- **THE TASK**
Reproduce all the lines exactly as they stand, apart from the pictures.

- **SOURCE EXCERPT**
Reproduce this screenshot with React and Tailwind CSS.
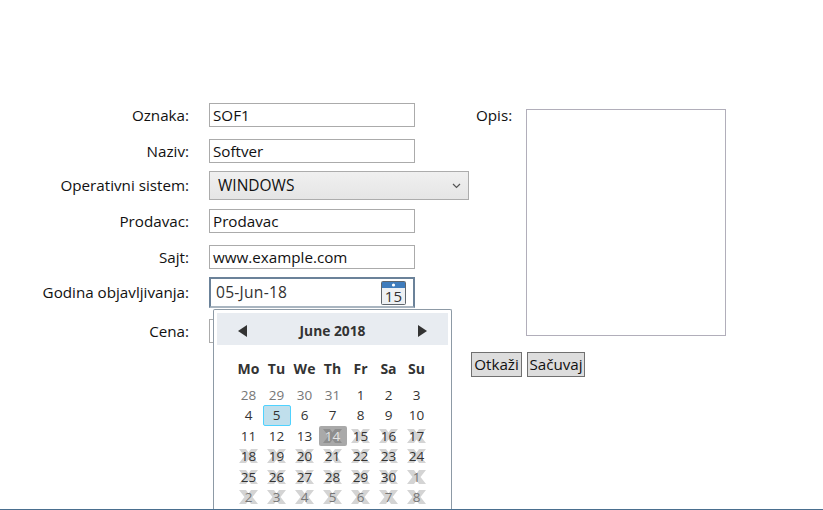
import React from 'react';

const font = { fontFamily: '"Open Sans", "Noto Sans", sans-serif' };

/* ── Calendar day cells ── */
const weeks = [
  [[28, 'o'], [29, 'o'], [30, 'o'], [31, 'o'], [1], [2], [3]],
  [[4], [5, 's'], [6], [7], [8], [9], [10]],
  [[11], [12], [13], [14, 't'], [15, 'x'], [16, 'x'], [17, 'x']],
  [[18, 'x'], [19, 'x'], [20, 'x'], [21, 'x'], [22, 'x'], [23, 'x'], [24, 'x']],
  [[25, 'x'], [26, 'x'], [27, 'x'], [28, 'x'], [29, 'x'], [30, 'x'], [1, 'xo']],
  [[2, 'xo'], [3, 'xo'], [4, 'xo'], [5, 'xo'], [6, 'xo'], [7, 'xo'], [8, 'xo']],
];

const BlackoutX = ({ color }) => (
  <svg className="absolute inset-0 m-auto" width="19" height="14" viewBox="0 0 19 14" aria-hidden="true">
    <path d="M0 0h7l2.5 3.5L12 0h7l-5.5 7 5.5 7h-7l-2.5-3.5L7 14H0l5.5-7z" fill={color} />
  </svg>
);

const Day = ({ n, kind }) => {
  const blackout = kind === 'x' || kind === 'xo' || kind === 't';
  let cls = 'text-[#333333]';
  if (kind === 'o' || kind === 'xo') cls = 'text-[#777777]';
  if (kind === 't') cls = 'text-[#e4e4e4] bg-[#a9a9a9] rounded-[2px]';
  if (kind === 's') cls = 'text-[#333333] bg-[#c0dfec] border border-[#4fd2ff] rounded-[2px]';
  return (
    <div className={`relative w-[28px] h-[20.4px] flex items-center justify-center text-[13.5px] ${cls}`}>
      {blackout && <BlackoutX color={kind === 't' ? '#8e8e8e' : '#d4d4d4'} />}
      <span className="relative">{n}</span>
    </div>
  );
};

const CalendarIcon = () => (
  <svg width="25" height="24" viewBox="0 0 25 24" aria-hidden="true">
    <rect x="0.5" y="0.5" width="24" height="23" rx="1" fill="#eef1f4" stroke="#5f666d" />
    <rect x="1" y="1" width="23" height="6" fill="#3f7cbc" />
    <circle cx="12.5" cy="4" r="1.6" fill="#ffffff" />
    <text x="12.5" y="20.5" textAnchor="middle" fontSize="15" fill="#333333" fontFamily="Open Sans">15</text>
  </svg>
);

const Calendar = () => (
  <div className="absolute left-[213px] top-[309px] w-[239px] h-[201px] bg-white border border-[#8d9aa6] border-b-0 rounded-t-[2px] pt-[3px] px-[3px] overflow-hidden">
    <div className="h-[32px] pt-[4px] bg-[#e8ecf1] flex items-center justify-between px-[21px]">
      <svg width="9" height="12" viewBox="0 0 9 12" aria-hidden="true"><path d="M9 0v12L0 6z" fill="#333333" /></svg>
      <span className="text-[13.8px] font-bold text-[#333333]">June 2018</span>
      <svg width="9" height="12" viewBox="0 0 9 12" aria-hidden="true"><path d="M0 0v12l9-6z" fill="#333333" /></svg>
    </div>
    <div className="flex flex-col items-center">
      <div className="flex mt-[13px] mb-[7px]">
        {['Mo', 'Tu', 'We', 'Th', 'Fr', 'Sa', 'Su'].map((d) => (
          <div key={d} className="w-[28px] h-[20px] flex items-center justify-center text-[14px] font-bold text-[#333333]">{d}</div>
        ))}
      </div>
      {weeks.map((w, i) => (
        <div key={i} className="flex">
          {w.map(([n, kind], j) => <Day key={j} n={n} kind={kind} />)}
        </div>
      ))}
    </div>
  </div>
);

const Label = ({ children }) => (
  <div className="w-[189px] text-right text-[15.2px] text-[#111111] shrink-0">{children}</div>
);

const Row = ({ label, value, mt }) => (
  <div className={`flex items-center gap-[20px] ${mt}`}>
    <Label>{label}</Label>
    <div className="w-[206px] h-[24px] border border-[#ababab] bg-white pl-[3px] flex items-center text-[15.2px] text-[#111111]">{value}</div>
  </div>
);

export default function App() {
  return (
    <div className="relative w-[823px] h-[510px] bg-white overflow-hidden border-b border-[#4a6f8f]" style={font}>
      <div className="flex pt-[103px]">
        <div className="w-[471px] shrink-0">
          <Row label="Oznaka:" value="SOF1" />
          <Row label="Naziv:" value="Softver" mt="mt-[12px]" />
          <div className="flex items-center gap-[20px] mt-[8px]">
            <Label>Operativni sistem:</Label>
            <div className="w-[260px] h-[29px] border border-[#acacac] bg-gradient-to-b from-[#f0f0f0] to-[#e5e5e5] pl-[8px] pr-[7px] flex items-center justify-between text-[15.5px] text-[#111111]">
              <span>WINDOWS</span>
              <svg width="9" height="6" viewBox="0 0 9 6" aria-hidden="true"><path d="M1 1l3.5 3.5L8 1" fill="none" stroke="#555555" strokeWidth="1.2" /></svg>
            </div>
          </div>
          <Row label="Prodavac:" value="Prodavac" mt="mt-[9px]" />
          <Row label="Sajt:" value="www.example.com" mt="mt-[12px]" />
          <div className="flex items-center gap-[20px] mt-[8px]">
            <Label>Godina objavljivanja:</Label>
            <div className="w-[206px] h-[31px] border-2 border-[#6b8299] border-b-[#a9b5c0] bg-white pl-[5px] pr-[7px] flex items-center justify-between text-[15.6px] tracking-[0.25px] text-[#333333]">
              <span>05-Jun-18</span>
              <CalendarIcon />
            </div>
          </div>
          <Row label="Cena:" value="" mt="mt-[11px]" />
        </div>
        <div>
          <div className="flex mt-[1px] ml-[5px]">
            <div className="w-[50px] text-[15.2px] text-[#111111]">Opis:</div>
            <div className="w-[200px] h-[227px] mt-[5px] border border-[#b1aeba] bg-white" />
          </div>
          <div className="flex gap-[5px] mt-[16px]">
            <div className="w-[51px] h-[25px] border border-[#707070] bg-[#dddddd] flex items-center justify-center text-[15.2px] text-[#111111]">Otkaži</div>
            <div className="w-[58px] h-[25px] border border-[#707070] bg-[#dddddd] flex items-center justify-center text-[15.2px] text-[#111111]">Sačuvaj</div>
          </div>
        </div>
      </div>
      <Calendar />
    </div>
  );
}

- **RIGHT ANSWER**
Reproduce this screenshot with React and Tailwind CSS.
import React from 'react';

const font = { fontFamily: '"Open Sans", "Noto Sans", sans-serif' };

/* ── Calendar day cells ── */
const weeks = [
  [[28, 'o'], [29, 'o'], [30, 'o'], [31, 'o'], [1], [2], [3]],
  [[4], [5, 's'], [6], [7], [8], [9], [10]],
  [[11], [12], [13], [14, 't'], [15, 'x'], [16, 'x'], [17, 'x']],
  [[18, 'x'], [19, 'x'], [20, 'x'], [21, 'x'], [22, 'x'], [23, 'x'], [24, 'x']],
  [[25, 'x'], [26, 'x'], [27, 'x'], [28, 'x'], [29, 'x'], [30, 'x'], [1, 'xo']],
  [[2, 'xo'], [3, 'xo'], [4, 'xo'], [5, 'xo'], [6, 'xo'], [7, 'xo'], [8, 'xo']],
];

const BlackoutX = ({ color }) => (
  <svg className="absolute inset-0 m-auto" width="19" height="14" viewBox="0 0 19 14" aria-hidden="true">
    <path d="M0 0h7l2.5 3.5L12 0h7l-5.5 7 5.5 7h-7l-2.5-3.5L7 14H0l5.5-7z" fill={color} />
  </svg>
);

const Day = ({ n, kind }) => {
  const blackout = kind === 'x' || kind === 'xo' || kind === 't';
  let cls = 'text-[#333333]';
  if (kind === 'o' || kind === 'xo') cls = 'text-[#777777]';
  if (kind === 't') cls = 'text-[#e4e4e4] bg-[#a9a9a9] rounded-[2px]';
  if (kind === 's') cls = 'text-[#333333] bg-[#c0dfec] border border-[#4fd2ff] rounded-[2px]';
  return (
    <div className={`relative w-[28px] h-[20.4px] flex items-center justify-center text-[13.5px] ${cls}`}>
      {blackout && <BlackoutX color={kind === 't' ? '#8e8e8e' : '#d4d4d4'} />}
      <span className="relative">{n}</span>
    </div>
  );
};

const CalendarIcon = () => (
  <svg width="25" height="24" viewBox="0 0 25 24" aria-hidden="true">
    <rect x="0.5" y="0.5" width="24" height="23" rx="1" fill="#eef1f4" stroke="#5f666d" />
    <rect x="1" y="1" width="23" height="6" fill="#3f7cbc" />
    <circle cx="12.5" cy="4" r="1.6" fill="#ffffff" />
    <text x="12.5" y="20.5" textAnchor="middle" fontSize="15" fill="#333333" fontFamily="Open Sans">15</text>
  </svg>
);

const Calendar = () => (
  <div className="absolute left-[213px] top-[309px] w-[239px] h-[201px] bg-white border border-[#8d9aa6] border-b-0 rounded-t-[2px] pt-[3px] px-[3px] overflow-hidden">
    <div className="h-[32px] pt-[4px] bg-[#e8ecf1] flex items-center justify-between px-[21px]">
      <svg width="9" height="12" viewBox="0 0 9 12" aria-hidden="true"><path d="M9 0v12L0 6z" fill="#333333" /></svg>
      <span className="text-[13.8px] font-bold text-[#333333]">June 2018</span>
      <svg width="9" height="12" viewBox="0 0 9 12" aria-hidden="true"><path d="M0 0v12l9-6z" fill="#333333" /></svg>
    </div>
    <div className="flex flex-col items-center">
      <div className="flex mt-[13px] mb-[7px]">
        {['Mo', 'Tu', 'We', 'Th', 'Fr', 'Sa', 'Su'].map((d) => (
          <div key={d} className="w-[28px] h-[20px] flex items-center justify-center text-[14px] font-bold text-[#333333]">{d}</div>
        ))}
      </div>
      {weeks.map((w, i) => (
        <div key={i} className="flex">
          {w.map(([n, kind], j) => <Day key={j} n={n} kind={kind} />)}
        </div>
      ))}
    </div>
  </div>
);

const Label = ({ children }) => (
  <div className="w-[189px] text-right text-[15.2px] text-[#111111] shrink-0">{children}</div>
);

const Row = ({ label, value, mt }) => (
  <div className={`flex items-center gap-[20px] ${mt}`}>
    <Label>{label}</Label>
    <div className="w-[206px] h-[24px] border border-[#ababab] bg-white pl-[3px] flex items-center text-[15.2px] text-[#111111]">{value}</div>
  </div>
);

export default function App() {
  return (
    <div className="relative w-[823px] h-[510px] bg-white overflow-hidden border-b border-[#4a6f8f]" style={font}>
      <div className="flex pt-[103px]">
        <div className="w-[471px] shrink-0">
          <Row label="Oznaka:" value="SOF1" />
          <Row label="Naziv:" value="Softver" mt="mt-[12px]" />
          <div className="flex items-center gap-[20px] mt-[8px]">
            <Label>Operativni sistem:</Label>
            <div className="w-[260px] h-[29px] border border-[#acacac] bg-gradient-to-b from-[#f0f0f0] to-[#e5e5e5] pl-[8px] pr-[7px] flex items-center justify-between text-[15.5px] text-[#111111]">
              <span>WINDOWS</span>
              <svg width="9" height="6" viewBox="0 0 9 6" aria-hidden="true"><path d="M1 1l3.5 3.5L8 1" fill="none" stroke="#555555" strokeWidth="1.2" /></svg>
            </div>
          </div>
          <Row label="Prodavac:" value="Prodavac" mt="mt-[9px]" />
          <Row label="Sajt:" value="www.example.com" mt="mt-[12px]" />
          <div className="flex items-center gap-[20px] mt-[8px]">
            <Label>Godina objavljivanja:</Label>
            <div className="w-[206px] h-[31px] border-2 border-[#6b8299] border-b-[#a9b5c0] bg-white pl-[5px] pr-[7px] flex items-center justify-between text-[15.6px] tracking-[0.25px] text-[#333333]">
              <span>05-Jun-18</span>
              <CalendarIcon />
            </div>
          </div>
          <Row label="Cena:" value="" mt="mt-[11px]" />
        </div>
        <div>
          <div className="flex mt-[1px] ml-[5px]">
            <div className="w-[50px] text-[15.2px] text-[#111111]">Opis:</div>
            <div className="w-[200px] h-[227px] mt-[5px] border border-[#b1aeba] bg-white" />
          </div>
          <div className="flex gap-[5px] mt-[16px]">
            <div className="w-[51px] h-[25px] border border-[#707070] bg-[#dddddd] flex items-center justify-center text-[15.2px] text-[#111111]">Otkaži</div>
            <div className="w-[58px] h-[25px] border border-[#707070] bg-[#dddddd] flex items-center justify-center text-[15.2px] text-[#111111]">Sačuvaj</div>
          </div>
        </div>
      </div>
      <Calendar />
    </div>
  );
}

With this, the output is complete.